Ainda não estão definidos quais os produtos a que serão aplicadas as taxas e quais os sectores onde os investimentos chineses serão limitados — isso apenas acontecerá dentro de 15 dias. No entanto, já foram dadas indicações de que os produtos visados serão aqueles que alegadamente beneficiam do uso de tecnologia norte-americana, colocando o sector tecnológico chinês (aquele que é a principal aposta actual do Governo de Pequim) em lugar de destaque nesta luta comercial.

A escolha da China como adversário não surpreende. Antes e depois de ser eleito, Donald Trump sempre apresentou este país como o principal inimigo económico dos EUA, referindo por diversas vezes o défice de 375 mil milhões de dólares face à China e acusando o gigante asiático de quase todos os problemas que têm sentido os trabalhadores e as empresas norte-americanas nas últimas décadas.

É verdade que, no início do mês, a Casa Branca tinha confundido os analistas (e provavelmente a própria China), quando anunciou o agravamento das taxas sobre o aço e o alumínio sem distinguir países. Nesse cenário, a China, que é apenas responsável por cerca de 2% do aço e alumínio comprado pelos EUA ao estrangeiro, acabava por não estar entre os países mais prejudicados pela medida. Mas agora, ao isentar quase todos os outros países, voltou a ficar claro quem era verdadeiramente o visado.

Bolsas reagem

O que irá sair deste duelo entre EUA e China no comércio internacional é, nesta fase, muito difícil de prever. As relações comerciais entre estas duas potências económicas mundiais são muito complexas, o que faz com que para cada uma das medidas tomadas haja sempre vencedores e perdedores dos dois lados da fronteira. Por exemplo, se tornar mais cara a entrada de telemóveis fabricados na China nos EUA, a Administração Trump irá estar a afectar o negócio de empresas como a Apple, que criam a tecnologia e o design do iPhone nos EUA, mas aproveitam os custos baixos do fabrico do aparelho na China.

É por causa desse tipo de problema que, esta quinta-feira, na Bolsa de Nova Iorque, se assistiu, a seguir ao anúncio de Trump, a uma queda de 2,5% nos principais índices accionistas, com títulos como a Apple a registarem perdas significativas.

Para além disso, há também questões de ordem geoestratégica que ficam mais baralhadas: Trump conta com a ajuda de Pequim para conseguir uma vitória diplomática na Coreia do Norte e com as medidas agora anunciadas pode colocar essa ajuda em causa.

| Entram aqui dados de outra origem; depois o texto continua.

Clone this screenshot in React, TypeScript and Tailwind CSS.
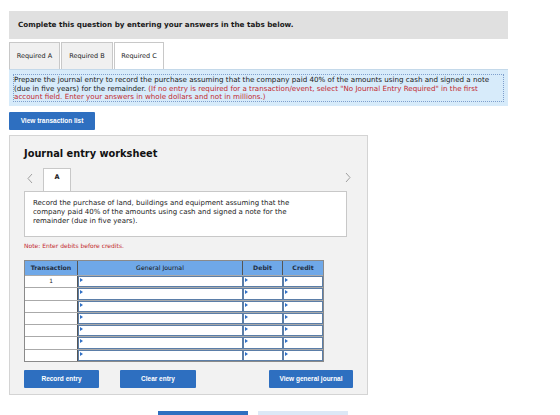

Aquilo que é certo, neste momento, é que a China não deixará de retaliar. Mesmo antes do anúncio oficial da Casa Branca, a porta-voz do ministério dos Negócios Estrangeiros deixou claro que, caso os EUA avançassem com este tipo de acção, a China iria "adoptar todas as medidas legais necessárias para proteger os seus interesses”. E, tendo em conta as enormes interdependências entre os dois países, há poucas dúvidas de que a China, embora com as suas próprias debilidades, tem na sua mão alguns trunfos com que pode afectar os Estados Unidos.

Para o resto do mundo, e em particular para a União Europeia, o facto de ter ficado agora de fora das taxas aplicadas pelos EUA não é, neste cenário, motivo para grandes festejos. Uma guerra comercial de larga escala entre os EUA e a China teria, na economia altamente globalizada da actualidade, enormes efeitos colaterais para todos os outros países.